So today I’m going to tell you how blurbing a book is like getting married.
I honestly never really gave any thoughts to book blurbs, back when I was a mere muggle reading and writing in the stacks. I didn’t even know what a blurb was. For the record, a blurb is that line that goes across the front of many books. It looks something like:
“This book literally blew my shirt off in a public place; it’s just that good.” - Maggie Stiefvater, NYT Bestselling Author of Shiver.
That is a blurb. Ostensibly, blurbs exist for a couple of reasons.
a) they make the my fans pick up the book
b) they make even people who haven’t heard of me assume that the book’s good because I have “NYT Bestselling” in front of my name so clearly I know what I’m talking about
(There are also other, less integrity-full reasons that authors blurb books. It’s not uncommon for authors to blurb a book because they know said book will do well and writing a blurb for it will put their name all over several thousand covers out there in the world, thus acting as marketing for the blurber. But I pretend this reason doesn’t exist.)
Anyway, I never really used blurbs to aid me in my book buying decisions. And I sure as snot never thought I’d be asked for them. But, amazingly, I am, because, amazingly, people think my name holds weight in the YA book buying world. This is a fantastic and terrifying idea, as my idea of a good book is still A HOLE IS TO DIG.
Still, asked I get, and I’ve read dozens of advanced review copies of books at various editors and authors’ requests. And I just . . . haven’t wanted to blurb them. And this is where the whole marriage thing comes in. I liked some of these books. I had a good time with them. Some of them I even loved parts of or even most of. Some of them I even thought for the first half that this was the one, this was the one I was going to blurb, just don’t let me down or stand me up or turn out to be Pearl Jam fan. But in the end, I didn’t love them. Not that way. Not like forever. Not like I was sure that ten years down the road when someone waved a copy in my face and said, “I hated this book. Why did you blurb it?” I would still be able to say that I loved it and explain why I had blurbed it.
So . . . I haven’t. I’ve only blurbed two books so far, both that I watched grow into adult novels from literary infancy. For the record, the books are THE REPLACEMENT, by Brenna Yovanoff ("I loved this eerie and beautiful story of ugly things. It should be read aloud after dark, at a whisper.") and BLOOD MAGIC, by Tessa Gratton (“Reading this book is like having The Bravery sing to you while you eat fresh brownies and puppies frolic around your feet. In other words, the best day ever. Buy it.”)(okay, not really. Final blurb wording TO COME).
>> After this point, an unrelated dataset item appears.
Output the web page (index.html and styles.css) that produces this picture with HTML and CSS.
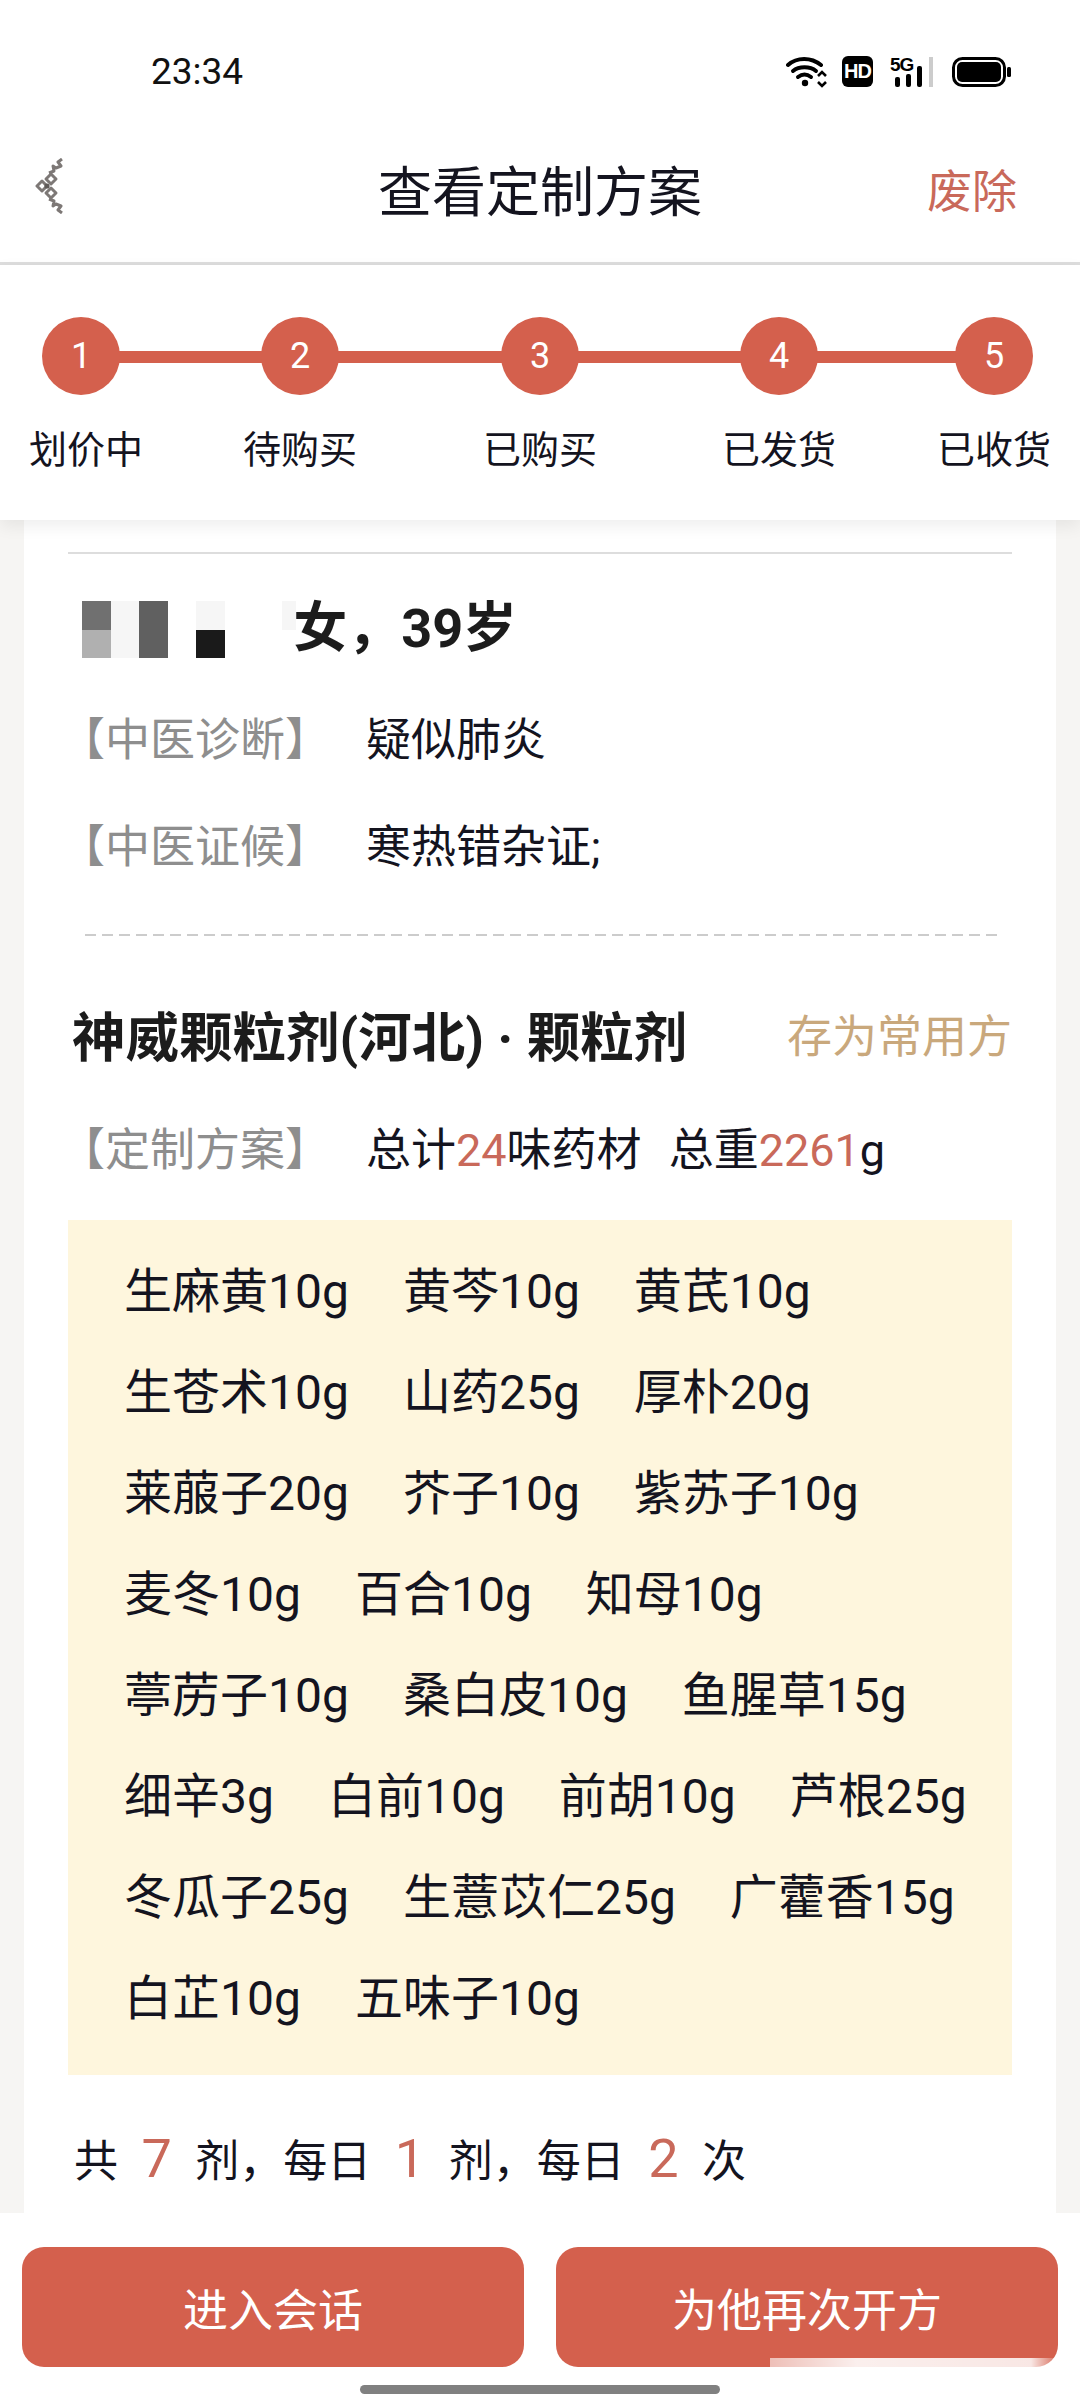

Why am I even talking about this? Because I have found another book to blurb! I just had a copy of STOLEN by Lucy Christopher put into my hands at ALA, and I was very cheerful to offer a quote for the paperback edition. It’s a YA novel about a girl who is kidnapped from an airport by a crazy guy and taken to a shack in the Australian outback. The novel features
1) crazy guy
3) strong heroine
4) poisonous snakes! (did you know that Australia is the only continent where species of poisonous snakes outnumbers non-poisonous ones?)
7) psychological terror and thrillingness!
8) vehicular chases
9) did I mention crazy guy?
10) a supporting cast of chickens
It’s got a great sense of place and the character development is just fantastic (I love me some trauma), but the thing I liked best was that as Gemma, the main character, spends more time in the presence of her kidnapper, the author very, very, very skillfully messes with our brains just like Gemma’s brain is getting messed with. It makes for a very complex read with no easy answers, just like I like ‘em. I loved how all of the motivations were thoroughly grounded in past history; we get a profile of the kidnapper as a human, not just as a stick figure. As a teen, I would have adored this book even more. My only complaint? It reads a little long in places, but I think that may have been my deadlines speaking more than the book’s shortcoming. I know there will be many that say that this isn't how most kidnappings go down and tell you to go read LIVING DEAD GIRL instead, but I don't believe that books need to tell the most common story -- just the one most interesting to the author. Highly recommended!
Anyway. I’m working on my blurb. I’m thinking something like “The only thing that would’ve made this book better is a crocodile attack and some brownie batter during the denouement.”